Meu ônibus chega e perco totalmente a concentração nele. Enquanto os tripulantes desciam da senzala ambulante Marcos Freire II – DIA, eu aguardava “ansiosamente” minha vez de subir e me dirigir à rodoviária e assim às minhas raízes por pouco mais de uma hora e meia friamente calculadas de viagem. Absolutamente tranqüilo e sem esperar nada mais, alguém se aproxima. De relance apenas noto uma aproximação desconfortável. Algo próximo de um acochamento, porém havia uma grande mochila entre mim e aquele sujeito que ainda não sabia de quem se tratava, logo, qualquer tipo de viadagem está descartada. Mas ainda assim, naqueles dois segundos meus neurônios afloraram e mil coisas passavam sob minha cabeça. Nenhuma delas era a possibilidade de um furto.

No terceiro segundo aproximadamente, escuto em Mi bemol (ou apenas Mi, meu ouvido não é tão preciso quanto aos semi-tons, mas ainda assim, apostaria no Mi bemol ) um zipper a abrir e realmente sinto uma pequena pressão aumentar sob minhas costas.

Rapidamente viro. Solto furiosamente algumas palavras cabulosas e por meio segundo quis matá-lo ali mesmo, na frente de todos. Mas as palavras foram o suficiente, infelizmente. O rapaz sai de fininho com uma cara de culpa no cartório, verifico rapidamente se algo sumiu, minha mochila ainda aberta me deixa um tanto quanto desorientado. Tudo estava lá. Acompanho cada passo do indivíduo. Acreditei que não iria ganhar nada em ir atrás do dito cujo e tomar satisfações. Sua aparência não me enganou. E tão pouco erraria novamente com aquele. Era aparentemente (e certamente) broco. Apesar de ser mais alto e uns dez anos mais velho que eu, me garantia numa troca de socos.

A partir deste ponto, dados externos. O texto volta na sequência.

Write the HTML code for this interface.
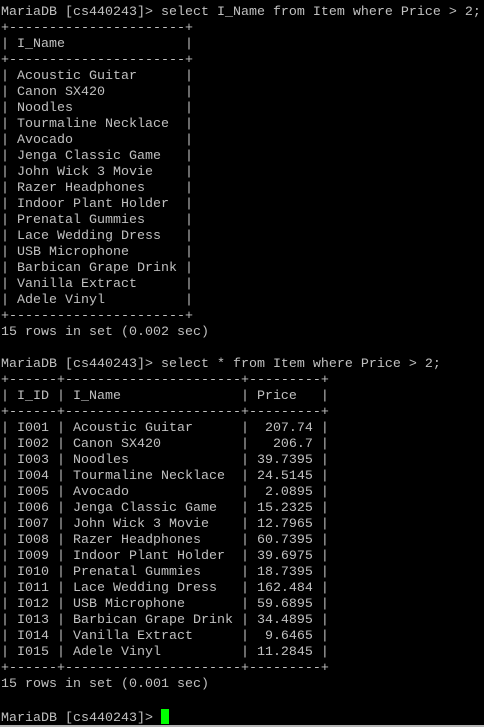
<!DOCTYPE html>
<html><head><style>
html,body{margin:0;padding:0;background:#000;width:484px;height:727px;overflow:hidden;position:relative}
pre{margin:0;position:absolute;left:1px;top:5px;font-family:"Liberation Mono",monospace;font-size:13.33px;line-height:16px;color:#c0c0c0;white-space:pre}
.cur{display:inline-block;width:8px;height:15px;background:#00ff00;vertical-align:-3px}
.bar{position:absolute;left:0;right:0;top:725px;height:2px;background:#b4b4b4}
</style></head><body>
<pre>MariaDB [cs440243]&gt; select I_Name from Item where Price &gt; 2;
+----------------------+
| I_Name               |
+----------------------+
| Acoustic Guitar      |
| Canon SX420          |
| Noodles              |
| Tourmaline Necklace  |
| Avocado              |
| Jenga Classic Game   |
| John Wick 3 Movie    |
| Razer Headphones     |
| Indoor Plant Holder  |
| Prenatal Gummies     |
| Lace Wedding Dress   |
| USB Microphone       |
| Barbican Grape Drink |
| Vanilla Extract      |
| Adele Vinyl          |
+----------------------+
15 rows in set (0.002 sec)

MariaDB [cs440243]&gt; select * from Item where Price &gt; 2;
+------+----------------------+---------+
| I_ID | I_Name               | Price   |
+------+----------------------+---------+
| I001 | Acoustic Guitar      |  207.74 |
| I002 | Canon SX420          |   206.7 |
| I003 | Noodles              | 39.7395 |
| I004 | Tourmaline Necklace  | 24.5145 |
| I005 | Avocado              |  2.0895 |
| I006 | Jenga Classic Game   | 15.2325 |
| I007 | John Wick 3 Movie    | 12.7965 |
| I008 | Razer Headphones     | 60.7395 |
| I009 | Indoor Plant Holder  | 39.6975 |
| I010 | Prenatal Gummies     | 18.7395 |
| I011 | Lace Wedding Dress   | 162.484 |
| I012 | USB Microphone       | 59.6895 |
| I013 | Barbican Grape Drink | 34.4895 |
| I014 | Vanilla Extract      |  9.6465 |
| I015 | Adele Vinyl          | 11.2845 |
+------+----------------------+---------+
15 rows in set (0.001 sec)

MariaDB [cs440243]&gt; <span class="cur"></span></pre>
<div class="bar"></div>
</body></html>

Enfim, isso me deixou com uma estranha e apreciável felicidade.
Descobri que posso confiar em meus instintos, que certas verdades absolutas não cabem a mim, nada sumiu e ainda dei uma de pseudo-valentão-doido-pra-quebrar-a-cara-de-alguém.



Agora vou rezar para que você assista O Homem Elefante, ouça Nino Karva e beba Licor de Rosas.



Jorgin, O Maneiro

PS: o uso da terceira pessoa para me referir a mim mesmo é prova do meu egocentrismo, mas quem disse que o Jorgin não é egocêntrico?